Adrienne Decker is a faculty member in the newly formed Department of Engineering Education at the University at Buffalo. She has been studying computing education and teaching for over 15 years, and is interested in broadening participation, evaluating the effectiveness of pre-college computing activities, and issues of assessment, particularly in the introductory programming courses. She has been actively involved with the Advanced Placement Computer Science A course since 2011, first serving as a reader, and as part of the development committee for the exam since 2015, serving as higher ed co-chair since 2018. She has received more than $1M in NSF funding for her work in computing education. Active in the computing education community, she is currently the ACM Special Interest Group on Computer Science Education board treasurer (2016-2019) and has served as program co-chair in 2014 and symposium co-chair in 2015 to the SIGCSE Technical Symposium on Computer Science Education.

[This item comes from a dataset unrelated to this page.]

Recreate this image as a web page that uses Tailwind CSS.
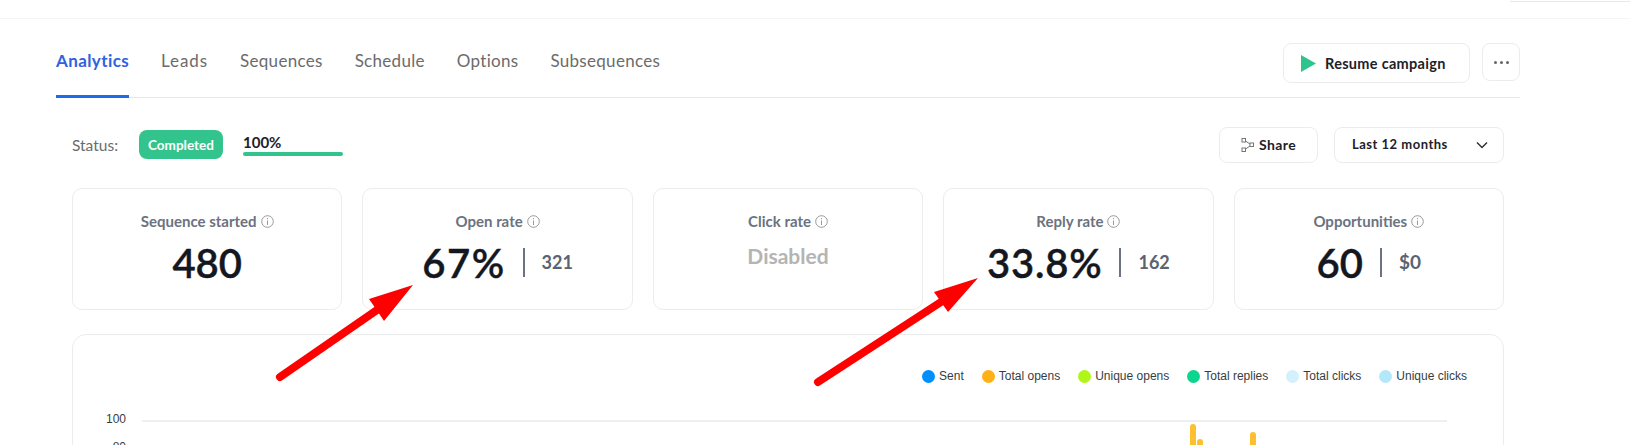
<!DOCTYPE html>
<html lang="en">
<head>
    <meta charset="UTF-8">
    <title>Campaign analytics</title>
    <script src="https://cdn.jsdelivr.net/npm/@tailwindcss/browser@4"></script>
</head>
<body class="relative h-[445px] overflow-hidden bg-white font-['Lato',sans-serif]">

    <!-- Top bar -->
    <div class="h-[19px] border-b border-[#f5f5f5] flex justify-end">
        <div class="w-[120px] h-[2px] border-b border-[#e8e8e8]"></div>
    </div>

    <div class="w-[1464px] ml-[56px]">

        <!-- Tabs -->
        <div class="h-[79px] flex border-b border-[#e8e8e8] items-start justify-between">
            <div class="flex gap-[32px] text-[17px] tracking-[0.3px] text-[#6b6b6b]">
                <a class="h-[79px] pt-[29px] border-b-[3px] border-[#1c6bea] font-bold tracking-[0.4px] text-[#2f62e0]">Analytics</a>
                <a class="pt-[29px] tracking-[0.9px]">Leads</a>
                <a class="pt-[29px]">Sequences</a>
                <a class="pt-[29px]">Schedule</a>
                <a class="pt-[29px]">Options</a>
                <a class="pt-[29px]">Subsequences</a>
            </div>
            <div class="flex gap-[12px] pt-[24px]">
                <button class="w-[187px] h-[40px] pt-[1px] border border-[#ececec] rounded-[8px] flex items-center pl-[17px] gap-[9px] text-[14.5px] font-bold tracking-[0.3px] text-[#1d2129]">
                    <svg class="w-[15px] h-[17px]" viewBox="0 0 15 17"><path d="M0 0 L15 8.5 L0 17 Z" fill="#2fc48d"/></svg>
                    Resume campaign
                </button>
                <button class="w-[38px] h-[38px] border border-[#ececec] rounded-[8px] flex items-center justify-center gap-[3px]">
                    <span class="w-[3px] h-[3px] rounded-full bg-[#666]"></span>
                    <span class="w-[3px] h-[3px] rounded-full bg-[#666]"></span>
                    <span class="w-[3px] h-[3px] rounded-full bg-[#666]"></span>
                </button>
            </div>
        </div>

        <div class="w-[1432px] ml-[16px]">

            <!-- Status row -->
            <div class="h-[90px] flex items-start justify-between pt-[29px]">
                <div class="flex items-start">
                    <span class="w-[47px] mt-[7px] text-[15.5px] text-[#6b6b6b]">Status:</span>
                    <span class="ml-[20px] w-[84px] h-[29px] mt-[3px] pt-[1px] rounded-[8px] bg-[#33c48d] text-white text-[13.5px] font-bold flex items-center justify-center">Completed</span>
                    <div class="ml-[20px] w-[100px] pt-[7px]">
                        <div class="text-[15px] leading-[17px] font-bold text-[#1d2129]">100%</div>
                        <div class="h-[4px] mt-[1px] rounded-full bg-[#33c48d]"></div>
                    </div>
                </div>
                <div class="flex gap-[16px]">
                    <button class="w-[99px] h-[36px] pb-[1px] border border-[#ececec] rounded-[8px] flex items-center justify-center gap-[5px] text-[14px] font-bold tracking-[0.4px] text-[#1d2129]">
                        <svg class="w-[13px] h-[14px]" viewBox="0 0 13 14" fill="none" stroke="#777" stroke-width="1">
                            <rect x="1" y="0.5" width="3.5" height="3.5"/><rect x="1" y="10" width="3.5" height="3.5"/><rect x="9" y="5" width="3.5" height="3.5"/>
                            <path d="M4.5 3 L9 6 M4.5 11 L9 8"/>
                        </svg>
                        Share
                    </button>
                    <button class="w-[170px] h-[36px] border border-[#ececec] rounded-[8px] flex items-center justify-between pl-[17px] pr-[15px] text-[13px] font-bold tracking-[0.5px] text-[#1d2129]">
                        Last 12 months
                        <svg class="w-[12px] h-[8px]" viewBox="0 0 12 8" fill="none" stroke="#333" stroke-width="1.5"><path d="M1 1.5 L6 6.5 L11 1.5"/></svg>
                    </button>
                </div>
            </div>

            <!-- Stat cards -->
            <div class="grid grid-cols-5 gap-[20px]">
                <div class="h-[122px] border border-[#ececec] rounded-[10px] flex flex-col items-center pt-[21px]">
                    <div class="flex items-center gap-[4px] text-[15px] font-bold text-[#6b7280]">Sequence started
                        <svg class="w-[13px] h-[13px]" viewBox="0 0 13 13" fill="none" stroke="#999"><circle cx="6.5" cy="6.5" r="5.8"/><path d="M6.5 5.5V10M6.5 3V4.2"/></svg>
                    </div>
                    <div class="mt-[7px] text-[40px] leading-[46px] font-semibold [-webkit-text-stroke:0.4px_#14171f] text-[#14171f]">480</div>
                </div>
                <div class="h-[122px] border border-[#ececec] rounded-[10px] flex flex-col items-center pt-[21px]">
                    <div class="flex items-center gap-[4px] text-[15px] font-bold text-[#6b7280]">Open rate
                        <svg class="w-[13px] h-[13px]" viewBox="0 0 13 13" fill="none" stroke="#999"><circle cx="6.5" cy="6.5" r="5.8"/><path d="M6.5 5.5V10M6.5 3V4.2"/></svg>
                    </div>
                    <div class="mt-[7px] flex items-center h-[46px]">
                        <span class="text-[40px] font-semibold tracking-[1.5px] [-webkit-text-stroke:0.4px_#14171f] text-[#14171f]">67%</span>
                        <span class="ml-[17px] w-[2px] h-[29px] bg-[#6b7280]"></span>
                        <span class="ml-[17px] text-[18px] font-bold text-[#5b6270]">321</span>
                    </div>
                </div>
                <div class="h-[122px] border border-[#ececec] rounded-[10px] flex flex-col items-center pt-[21px]">
                    <div class="flex items-center gap-[4px] text-[15px] font-bold text-[#6b7280]">Click rate
                        <svg class="w-[13px] h-[13px]" viewBox="0 0 13 13" fill="none" stroke="#999"><circle cx="6.5" cy="6.5" r="5.8"/><path d="M6.5 5.5V10M6.5 3V4.2"/></svg>
                    </div>
                    <div class="mt-[7px] text-[21px] leading-[32px] font-bold text-[#b4b4b4]">Disabled</div>
                </div>
                <div class="h-[122px] border border-[#ececec] rounded-[10px] flex flex-col items-center pt-[21px]">
                    <div class="flex items-center gap-[4px] text-[15px] font-bold text-[#6b7280]">Reply rate
                        <svg class="w-[13px] h-[13px]" viewBox="0 0 13 13" fill="none" stroke="#999"><circle cx="6.5" cy="6.5" r="5.8"/><path d="M6.5 5.5V10M6.5 3V4.2"/></svg>
                    </div>
                    <div class="mt-[7px] flex items-center h-[46px]">
                        <span class="text-[40px] font-semibold tracking-[0.8px] [-webkit-text-stroke:0.4px_#14171f] text-[#14171f]">33.8%</span>
                        <span class="ml-[17px] w-[2px] h-[29px] bg-[#6b7280]"></span>
                        <span class="ml-[17px] text-[18px] font-bold text-[#5b6270]">162</span>
                    </div>
                </div>
                <div class="h-[122px] border border-[#ececec] rounded-[10px] flex flex-col items-center pt-[21px]">
                    <div class="flex items-center gap-[4px] text-[15px] font-bold text-[#6b7280]">Opportunities
                        <svg class="w-[13px] h-[13px]" viewBox="0 0 13 13" fill="none" stroke="#999"><circle cx="6.5" cy="6.5" r="5.8"/><path d="M6.5 5.5V10M6.5 3V4.2"/></svg>
                    </div>
                    <div class="mt-[7px] flex items-center h-[46px]">
                        <span class="text-[40px] font-semibold [-webkit-text-stroke:0.4px_#14171f] text-[#14171f]">60</span>
                        <span class="ml-[17px] w-[2px] h-[29px] bg-[#6b7280]"></span>
                        <span class="ml-[17px] text-[19px] font-bold text-[#5b6270]">$0</span>
                    </div>
                </div>
            </div>

            <!-- Chart card -->
            <div class="mt-[24px] h-[200px] border border-[#ececec] rounded-[14px] font-['Liberation_Sans',sans-serif] text-[12px] text-[#373d3f]">
                <div class="flex justify-end pt-[33px] pr-[36px] h-[85px] gap-[18px]">
                    <span class="flex items-center h-[16px] gap-[4px]"><i class="w-[13px] h-[13px] rounded-full bg-[#008ffb]"></i>Sent</span>
                    <span class="flex items-center h-[16px] gap-[4px]"><i class="w-[13px] h-[13px] rounded-full bg-[#feb019]"></i>Total opens</span>
                    <span class="flex items-center h-[16px] gap-[4px]"><i class="w-[13px] h-[13px] rounded-full bg-[#b1f51b]"></i>Unique opens</span>
                    <span class="flex items-center h-[16px] gap-[4px]"><i class="w-[13px] h-[13px] rounded-full bg-[#0bd68f]"></i>Total replies</span>
                    <span class="flex items-center h-[16px] gap-[4px]"><i class="w-[13px] h-[13px] rounded-full bg-[#d3f1fc]"></i>Total clicks</span>
                    <span class="flex items-center h-[16px] gap-[4px]"><i class="w-[13px] h-[13px] rounded-full bg-[#b3e8fb]"></i>Unique clicks</span>
                </div>
                <div class="flex items-start">
                    <div class="w-[53px] text-right text-[12px] leading-[28px] -mt-[15px]">
                        <div>100</div>
                        <div>80</div>
                    </div>
                    <div class="ml-[16px] w-[1305px] h-[2px] bg-[#efefef]"></div>
                </div>
            </div>
        </div>
    </div>

    <!-- Chart spikes and annotation arrows lie over the page -->
    <svg class="absolute left-0 top-0 pointer-events-none" width="1630" height="445" viewBox="0 0 1630 445">
        <path d="M1193 450 V427 M1200 450 V442 M1253 450 V435" fill="none" stroke="#fdc02f" stroke-width="6" stroke-linecap="round"/>
        <path d="M280 377 L377 310" stroke="#ff0000" stroke-width="8" stroke-linecap="round" fill="none"/>
        <path d="M413 285 L369 299 L376 309 L384 321 Z" fill="#ff0000"/>
        <path d="M818 382 L941 302" stroke="#ff0000" stroke-width="8" stroke-linecap="round" fill="none"/>
        <path d="M978 278 L934 292 L941 302 L948 312 Z" fill="#ff0000"/>
    </svg>
</body>
</html>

Briana Morrison is an Assistant Professor at the University of Nebraska Omaha. Prior to joining the college of IS&T, Briana worked for IBM for 8 years as a software developer and then transitioned to academia. She was an Assistant Professor at Southern Polytechnic State University (now Kennesaw State University) for 20 years in the Computer Science department. She was the Undergraduate Coordinator for the Computer Science and Software Engineering programs, helped to found the Computer Game Design and Development degree program, and served as the lead for 2 successful ABET accreditation visits. She has a PhD in Human-Centered Computing from the Georgia Institute of Technology, a master's in Computer Science, and a bachelor's degree in Computer Engineering. Her research area is Computer Science Education where she explores cognitive load theory within programming, broadening participation in computing and expanding and preparing computing high school teachers.

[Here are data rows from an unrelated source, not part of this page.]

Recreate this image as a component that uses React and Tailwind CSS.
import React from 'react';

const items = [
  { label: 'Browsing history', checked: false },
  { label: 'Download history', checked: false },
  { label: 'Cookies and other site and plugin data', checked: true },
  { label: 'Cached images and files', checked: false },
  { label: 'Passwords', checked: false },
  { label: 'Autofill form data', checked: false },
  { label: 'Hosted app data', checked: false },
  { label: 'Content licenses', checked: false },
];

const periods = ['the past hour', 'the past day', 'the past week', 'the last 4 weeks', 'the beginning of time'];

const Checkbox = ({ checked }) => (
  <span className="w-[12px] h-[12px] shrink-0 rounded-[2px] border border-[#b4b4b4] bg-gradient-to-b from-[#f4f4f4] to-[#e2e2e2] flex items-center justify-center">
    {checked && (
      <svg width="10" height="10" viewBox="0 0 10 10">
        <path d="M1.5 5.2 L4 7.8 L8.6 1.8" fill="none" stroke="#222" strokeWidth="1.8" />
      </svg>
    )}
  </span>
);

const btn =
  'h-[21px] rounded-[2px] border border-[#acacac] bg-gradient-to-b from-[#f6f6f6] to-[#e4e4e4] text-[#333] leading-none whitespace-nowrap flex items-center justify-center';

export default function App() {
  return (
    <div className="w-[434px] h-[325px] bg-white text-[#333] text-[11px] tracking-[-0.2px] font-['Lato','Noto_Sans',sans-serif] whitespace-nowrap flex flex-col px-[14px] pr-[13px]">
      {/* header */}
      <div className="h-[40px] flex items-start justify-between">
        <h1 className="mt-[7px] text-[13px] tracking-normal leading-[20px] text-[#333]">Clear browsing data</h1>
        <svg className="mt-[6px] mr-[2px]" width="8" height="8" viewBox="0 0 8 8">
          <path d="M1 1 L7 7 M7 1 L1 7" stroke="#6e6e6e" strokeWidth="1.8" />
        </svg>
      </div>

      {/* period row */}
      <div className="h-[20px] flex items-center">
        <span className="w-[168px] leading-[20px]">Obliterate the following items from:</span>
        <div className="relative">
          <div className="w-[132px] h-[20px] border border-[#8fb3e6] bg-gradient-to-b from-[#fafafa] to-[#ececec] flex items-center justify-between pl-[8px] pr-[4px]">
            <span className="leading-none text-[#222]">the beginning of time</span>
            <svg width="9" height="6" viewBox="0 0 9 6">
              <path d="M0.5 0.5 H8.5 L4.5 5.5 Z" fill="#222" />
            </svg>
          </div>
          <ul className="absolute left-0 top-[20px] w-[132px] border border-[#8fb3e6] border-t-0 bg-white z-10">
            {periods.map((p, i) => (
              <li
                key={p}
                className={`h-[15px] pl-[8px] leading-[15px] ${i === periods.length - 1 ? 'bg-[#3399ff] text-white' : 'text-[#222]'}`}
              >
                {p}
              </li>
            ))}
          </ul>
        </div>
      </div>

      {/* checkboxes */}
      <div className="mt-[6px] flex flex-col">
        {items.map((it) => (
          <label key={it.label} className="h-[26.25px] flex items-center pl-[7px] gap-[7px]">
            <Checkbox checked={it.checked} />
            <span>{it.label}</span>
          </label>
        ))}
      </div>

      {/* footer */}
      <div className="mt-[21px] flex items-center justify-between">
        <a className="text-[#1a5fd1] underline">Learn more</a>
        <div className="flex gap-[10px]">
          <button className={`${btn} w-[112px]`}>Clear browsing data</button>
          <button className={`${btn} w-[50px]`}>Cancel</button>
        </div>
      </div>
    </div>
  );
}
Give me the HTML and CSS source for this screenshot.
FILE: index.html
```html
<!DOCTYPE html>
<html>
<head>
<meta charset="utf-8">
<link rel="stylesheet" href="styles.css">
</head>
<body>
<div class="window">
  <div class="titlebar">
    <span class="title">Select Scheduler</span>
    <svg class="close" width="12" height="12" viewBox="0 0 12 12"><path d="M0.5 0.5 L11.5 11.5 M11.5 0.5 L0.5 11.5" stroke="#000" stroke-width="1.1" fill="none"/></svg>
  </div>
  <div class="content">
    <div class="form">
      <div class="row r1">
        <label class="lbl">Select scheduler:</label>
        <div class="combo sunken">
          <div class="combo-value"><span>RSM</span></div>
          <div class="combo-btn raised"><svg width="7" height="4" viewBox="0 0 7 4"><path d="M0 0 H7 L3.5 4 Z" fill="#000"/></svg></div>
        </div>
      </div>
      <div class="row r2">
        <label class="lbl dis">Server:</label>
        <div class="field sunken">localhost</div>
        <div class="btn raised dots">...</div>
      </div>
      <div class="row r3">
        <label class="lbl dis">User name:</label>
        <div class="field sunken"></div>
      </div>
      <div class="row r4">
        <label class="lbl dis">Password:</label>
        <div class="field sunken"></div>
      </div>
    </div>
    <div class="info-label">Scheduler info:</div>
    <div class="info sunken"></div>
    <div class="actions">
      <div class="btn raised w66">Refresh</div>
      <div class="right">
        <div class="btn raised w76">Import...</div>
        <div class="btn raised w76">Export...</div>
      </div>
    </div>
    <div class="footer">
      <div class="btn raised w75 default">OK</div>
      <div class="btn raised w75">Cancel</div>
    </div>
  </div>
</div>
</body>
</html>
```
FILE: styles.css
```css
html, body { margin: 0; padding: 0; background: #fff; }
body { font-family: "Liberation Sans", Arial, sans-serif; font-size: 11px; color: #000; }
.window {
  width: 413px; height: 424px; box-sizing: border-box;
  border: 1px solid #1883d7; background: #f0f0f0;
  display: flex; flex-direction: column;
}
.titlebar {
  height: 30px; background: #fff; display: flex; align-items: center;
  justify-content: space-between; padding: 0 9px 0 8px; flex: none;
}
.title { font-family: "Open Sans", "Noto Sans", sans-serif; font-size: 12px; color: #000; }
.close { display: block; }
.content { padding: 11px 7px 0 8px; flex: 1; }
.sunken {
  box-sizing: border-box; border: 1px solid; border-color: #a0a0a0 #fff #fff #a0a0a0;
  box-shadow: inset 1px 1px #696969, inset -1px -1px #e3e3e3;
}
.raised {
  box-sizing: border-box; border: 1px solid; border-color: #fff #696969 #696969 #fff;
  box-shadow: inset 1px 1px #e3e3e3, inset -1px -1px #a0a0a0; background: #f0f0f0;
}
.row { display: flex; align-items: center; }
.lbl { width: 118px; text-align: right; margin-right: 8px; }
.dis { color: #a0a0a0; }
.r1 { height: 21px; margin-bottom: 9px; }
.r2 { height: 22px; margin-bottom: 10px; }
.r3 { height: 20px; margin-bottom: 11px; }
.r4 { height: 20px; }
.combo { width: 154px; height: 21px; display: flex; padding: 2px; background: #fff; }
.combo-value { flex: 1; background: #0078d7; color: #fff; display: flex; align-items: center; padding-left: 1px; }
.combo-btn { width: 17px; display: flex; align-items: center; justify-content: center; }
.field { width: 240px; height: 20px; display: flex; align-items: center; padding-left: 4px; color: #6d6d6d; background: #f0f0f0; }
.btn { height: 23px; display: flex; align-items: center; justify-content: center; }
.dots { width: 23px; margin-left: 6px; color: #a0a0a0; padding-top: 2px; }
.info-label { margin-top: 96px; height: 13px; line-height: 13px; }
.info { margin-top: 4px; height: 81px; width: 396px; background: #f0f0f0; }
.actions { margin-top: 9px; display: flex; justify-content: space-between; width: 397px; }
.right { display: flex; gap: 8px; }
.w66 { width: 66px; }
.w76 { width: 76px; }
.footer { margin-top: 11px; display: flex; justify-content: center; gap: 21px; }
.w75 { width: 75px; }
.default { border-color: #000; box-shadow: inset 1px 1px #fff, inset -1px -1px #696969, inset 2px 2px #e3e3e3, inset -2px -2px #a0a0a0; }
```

Lauren Margulieux is an Assistant Professor of Learning Sciences at Georgia State University. She received her Ph.D. from Georgia Tech in Engineering Psychology, the study of how humans interact with technology. Her research interests are in educational technology and online learning, particularly for computing education. She focuses on designing instructions in a way that supports online students who do not necessarily have immediate access to a teacher or instructor to ask questions or overcome problem solving impasses.